→ COLLECTED MATERIAL:
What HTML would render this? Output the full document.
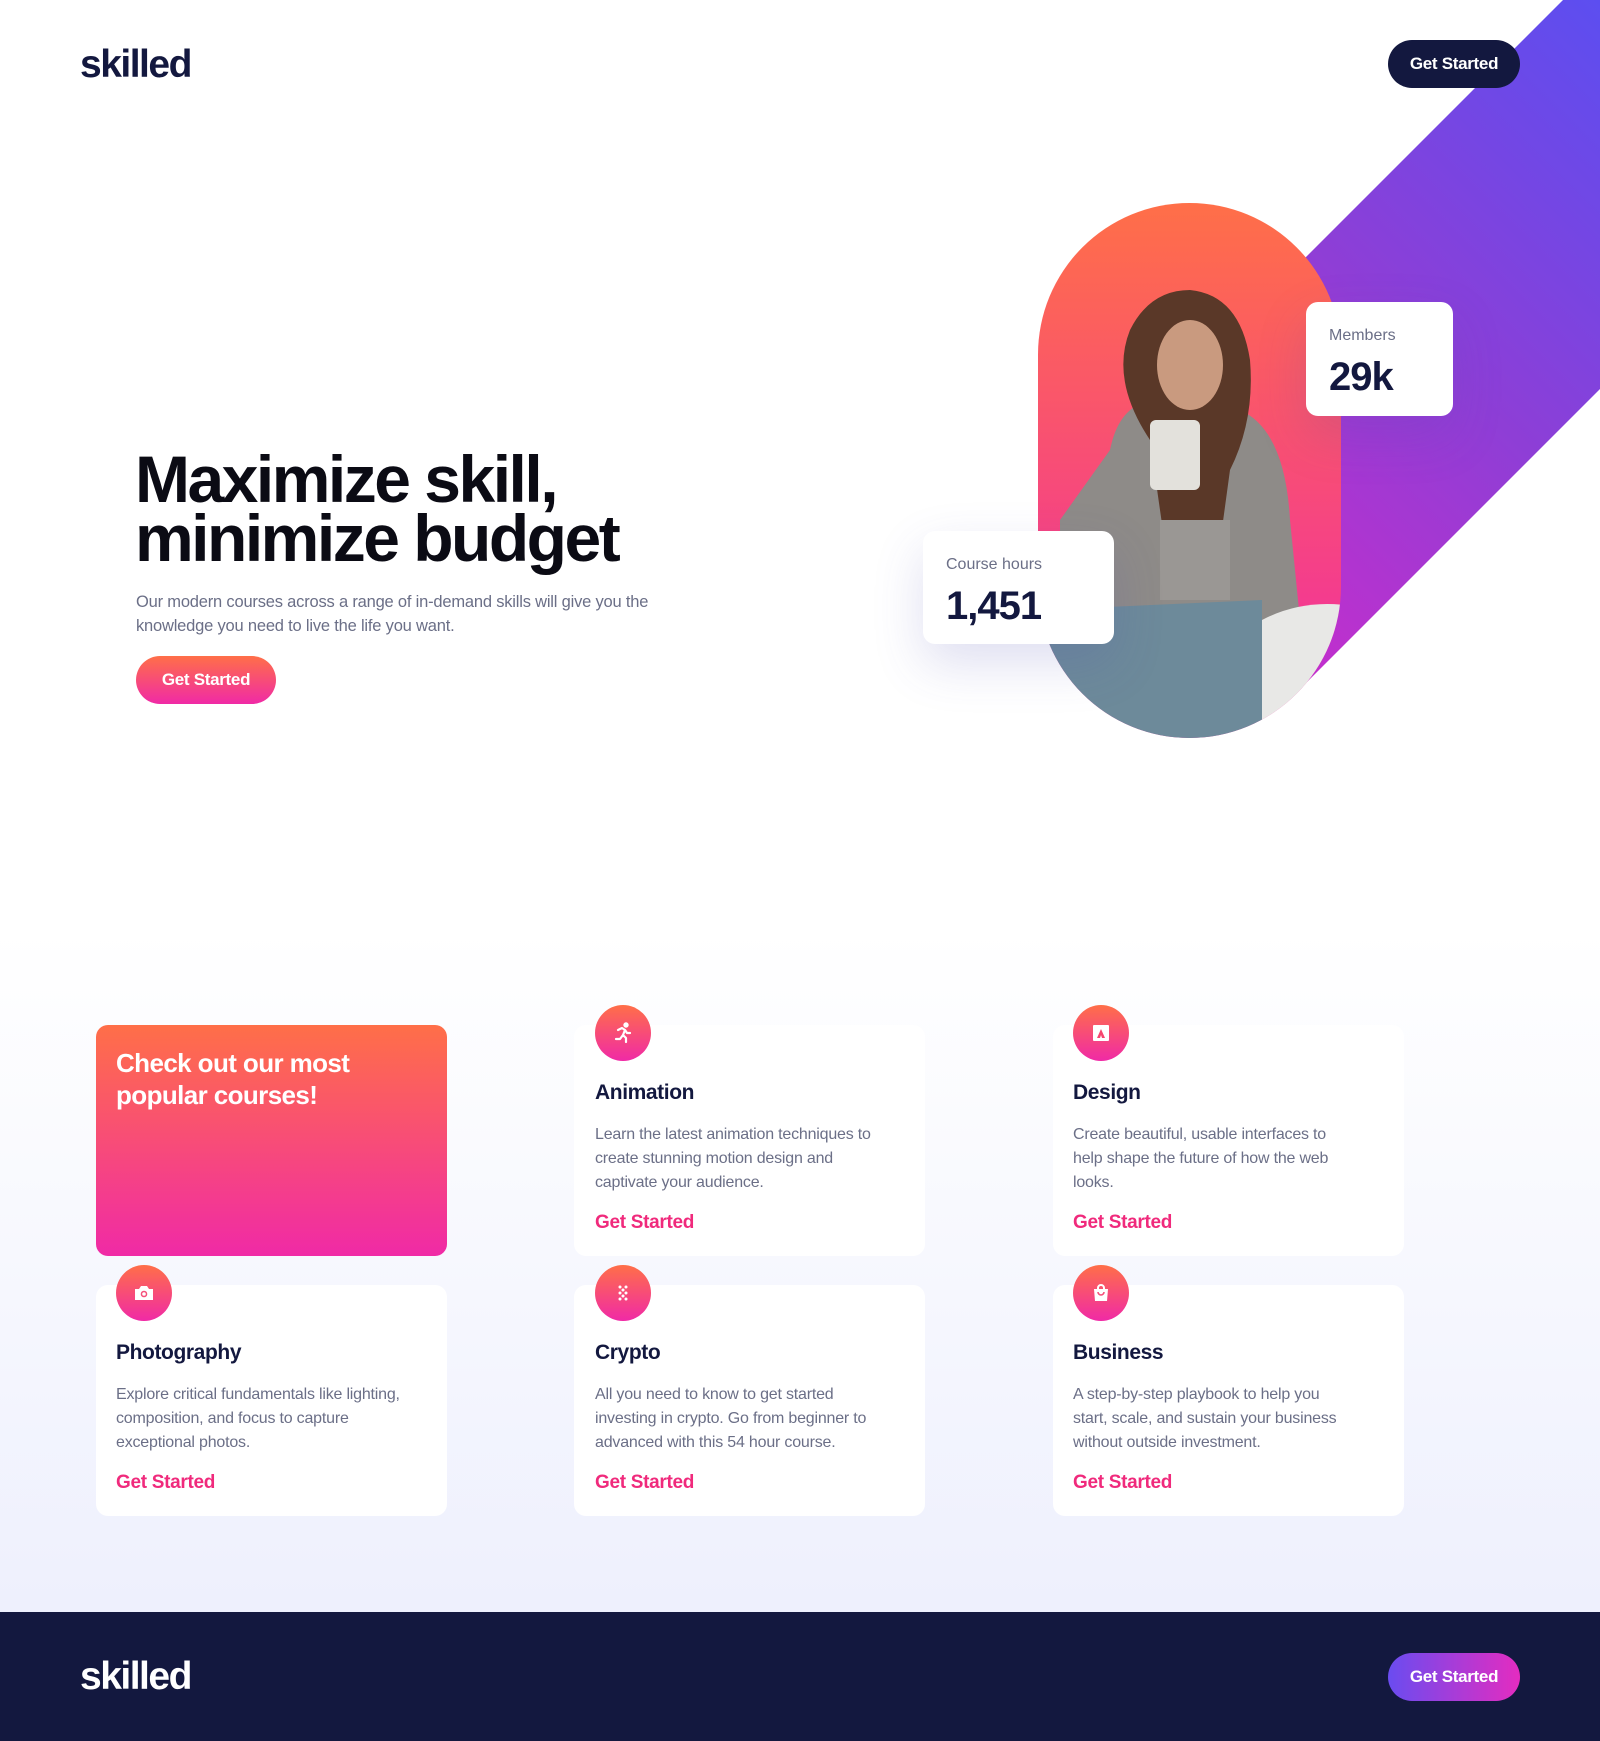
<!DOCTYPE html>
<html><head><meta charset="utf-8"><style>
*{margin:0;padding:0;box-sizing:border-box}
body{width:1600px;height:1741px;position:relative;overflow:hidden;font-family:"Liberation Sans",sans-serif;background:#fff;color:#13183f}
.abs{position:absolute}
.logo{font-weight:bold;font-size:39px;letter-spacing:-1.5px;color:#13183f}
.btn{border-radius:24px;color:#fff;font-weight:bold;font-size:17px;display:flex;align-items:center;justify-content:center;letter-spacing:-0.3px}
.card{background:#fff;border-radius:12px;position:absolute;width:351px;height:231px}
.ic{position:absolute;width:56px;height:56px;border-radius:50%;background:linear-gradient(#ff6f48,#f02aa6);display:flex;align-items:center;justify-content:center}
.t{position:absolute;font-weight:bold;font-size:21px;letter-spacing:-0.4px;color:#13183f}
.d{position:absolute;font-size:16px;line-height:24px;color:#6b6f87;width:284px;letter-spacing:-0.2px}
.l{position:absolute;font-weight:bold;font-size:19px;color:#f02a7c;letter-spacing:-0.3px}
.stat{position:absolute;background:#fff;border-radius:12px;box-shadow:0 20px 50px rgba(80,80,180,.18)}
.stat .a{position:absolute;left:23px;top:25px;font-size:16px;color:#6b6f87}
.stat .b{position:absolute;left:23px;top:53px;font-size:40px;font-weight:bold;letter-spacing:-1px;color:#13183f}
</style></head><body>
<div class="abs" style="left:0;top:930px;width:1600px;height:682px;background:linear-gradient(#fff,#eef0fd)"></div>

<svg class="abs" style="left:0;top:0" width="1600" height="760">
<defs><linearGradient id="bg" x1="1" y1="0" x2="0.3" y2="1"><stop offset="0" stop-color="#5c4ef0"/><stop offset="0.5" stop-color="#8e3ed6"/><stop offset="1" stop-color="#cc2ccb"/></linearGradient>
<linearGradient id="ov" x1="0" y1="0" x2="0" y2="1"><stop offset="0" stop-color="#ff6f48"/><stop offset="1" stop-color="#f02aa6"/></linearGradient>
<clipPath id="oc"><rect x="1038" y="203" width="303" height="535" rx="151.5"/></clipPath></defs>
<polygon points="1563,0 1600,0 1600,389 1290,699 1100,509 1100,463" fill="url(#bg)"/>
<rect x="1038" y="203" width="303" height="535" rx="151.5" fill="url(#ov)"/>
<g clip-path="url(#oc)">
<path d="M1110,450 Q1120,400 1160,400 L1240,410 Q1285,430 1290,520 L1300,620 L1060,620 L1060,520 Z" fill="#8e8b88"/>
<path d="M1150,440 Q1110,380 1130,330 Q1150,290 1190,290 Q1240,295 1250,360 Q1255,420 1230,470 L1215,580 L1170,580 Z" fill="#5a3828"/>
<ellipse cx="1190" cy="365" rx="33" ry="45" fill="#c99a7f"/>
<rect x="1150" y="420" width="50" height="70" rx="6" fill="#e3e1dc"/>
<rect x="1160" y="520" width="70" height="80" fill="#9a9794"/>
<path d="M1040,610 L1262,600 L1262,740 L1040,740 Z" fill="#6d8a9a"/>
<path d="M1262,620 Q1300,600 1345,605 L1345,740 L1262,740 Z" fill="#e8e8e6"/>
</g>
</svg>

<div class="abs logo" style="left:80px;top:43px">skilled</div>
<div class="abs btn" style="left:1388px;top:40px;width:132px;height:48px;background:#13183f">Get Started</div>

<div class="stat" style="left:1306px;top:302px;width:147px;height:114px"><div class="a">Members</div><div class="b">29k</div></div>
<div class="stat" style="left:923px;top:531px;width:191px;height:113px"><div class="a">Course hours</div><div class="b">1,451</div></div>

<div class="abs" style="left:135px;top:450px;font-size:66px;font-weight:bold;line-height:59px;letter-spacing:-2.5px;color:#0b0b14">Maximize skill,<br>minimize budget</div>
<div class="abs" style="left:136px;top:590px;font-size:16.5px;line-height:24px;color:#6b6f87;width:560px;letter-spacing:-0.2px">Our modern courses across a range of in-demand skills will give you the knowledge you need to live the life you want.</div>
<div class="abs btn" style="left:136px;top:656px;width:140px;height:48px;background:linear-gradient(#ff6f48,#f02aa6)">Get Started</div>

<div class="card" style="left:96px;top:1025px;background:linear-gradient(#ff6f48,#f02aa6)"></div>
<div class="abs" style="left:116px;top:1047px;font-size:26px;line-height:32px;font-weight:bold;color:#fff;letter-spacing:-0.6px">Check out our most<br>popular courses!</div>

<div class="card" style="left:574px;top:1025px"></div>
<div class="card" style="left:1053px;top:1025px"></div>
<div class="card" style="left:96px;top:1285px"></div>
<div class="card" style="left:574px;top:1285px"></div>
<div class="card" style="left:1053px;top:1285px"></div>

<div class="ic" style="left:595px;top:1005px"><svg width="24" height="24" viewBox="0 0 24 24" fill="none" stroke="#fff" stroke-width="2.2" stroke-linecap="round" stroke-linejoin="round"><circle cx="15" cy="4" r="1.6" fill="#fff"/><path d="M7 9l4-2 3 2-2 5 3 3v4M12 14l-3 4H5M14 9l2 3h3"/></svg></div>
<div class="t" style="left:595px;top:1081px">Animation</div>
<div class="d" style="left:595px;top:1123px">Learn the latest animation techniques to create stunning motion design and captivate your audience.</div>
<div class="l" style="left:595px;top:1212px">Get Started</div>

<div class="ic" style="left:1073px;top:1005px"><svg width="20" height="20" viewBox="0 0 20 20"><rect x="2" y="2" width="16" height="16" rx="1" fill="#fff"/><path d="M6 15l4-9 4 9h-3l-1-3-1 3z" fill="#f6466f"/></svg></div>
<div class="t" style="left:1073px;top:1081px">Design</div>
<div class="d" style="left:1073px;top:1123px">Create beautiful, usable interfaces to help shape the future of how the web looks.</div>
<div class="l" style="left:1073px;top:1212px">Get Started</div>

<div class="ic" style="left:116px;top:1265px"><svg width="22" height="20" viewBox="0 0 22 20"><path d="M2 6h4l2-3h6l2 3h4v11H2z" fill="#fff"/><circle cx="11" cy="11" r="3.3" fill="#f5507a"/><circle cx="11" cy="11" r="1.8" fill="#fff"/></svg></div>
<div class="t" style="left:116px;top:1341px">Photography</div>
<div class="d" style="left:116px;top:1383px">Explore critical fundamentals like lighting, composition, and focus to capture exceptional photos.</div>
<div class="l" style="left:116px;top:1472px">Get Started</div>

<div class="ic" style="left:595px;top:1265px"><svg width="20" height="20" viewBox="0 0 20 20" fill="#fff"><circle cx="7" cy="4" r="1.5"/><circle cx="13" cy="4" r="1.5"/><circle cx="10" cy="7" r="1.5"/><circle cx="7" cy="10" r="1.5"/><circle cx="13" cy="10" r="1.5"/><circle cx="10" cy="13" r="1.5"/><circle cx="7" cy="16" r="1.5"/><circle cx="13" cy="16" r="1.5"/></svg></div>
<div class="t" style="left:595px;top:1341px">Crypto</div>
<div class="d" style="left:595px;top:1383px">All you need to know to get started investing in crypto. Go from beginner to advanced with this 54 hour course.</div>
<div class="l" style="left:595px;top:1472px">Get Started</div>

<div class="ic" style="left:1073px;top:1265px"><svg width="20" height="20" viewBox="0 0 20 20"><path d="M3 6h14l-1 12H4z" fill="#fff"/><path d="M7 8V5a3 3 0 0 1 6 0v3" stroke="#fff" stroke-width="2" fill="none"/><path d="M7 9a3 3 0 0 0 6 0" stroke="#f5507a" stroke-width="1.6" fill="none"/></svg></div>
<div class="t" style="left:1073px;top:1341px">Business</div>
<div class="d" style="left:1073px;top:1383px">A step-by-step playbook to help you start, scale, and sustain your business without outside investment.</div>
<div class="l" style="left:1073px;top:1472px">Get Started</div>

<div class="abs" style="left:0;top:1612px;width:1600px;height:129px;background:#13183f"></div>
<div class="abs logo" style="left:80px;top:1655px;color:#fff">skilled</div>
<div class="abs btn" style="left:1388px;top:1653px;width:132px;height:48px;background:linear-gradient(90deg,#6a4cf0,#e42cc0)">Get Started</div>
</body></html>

→ WORK TO BE COMPLETED: List the lines of the material in which the word "this" occurs.

→ REPLY TO THE TASK:
What HTML would render this? Output the full document.
<div class="d" style="left:595px;top:1383px">All you need to know to get started investing in crypto. Go from beginner to advanced with this 54 hour course.</div>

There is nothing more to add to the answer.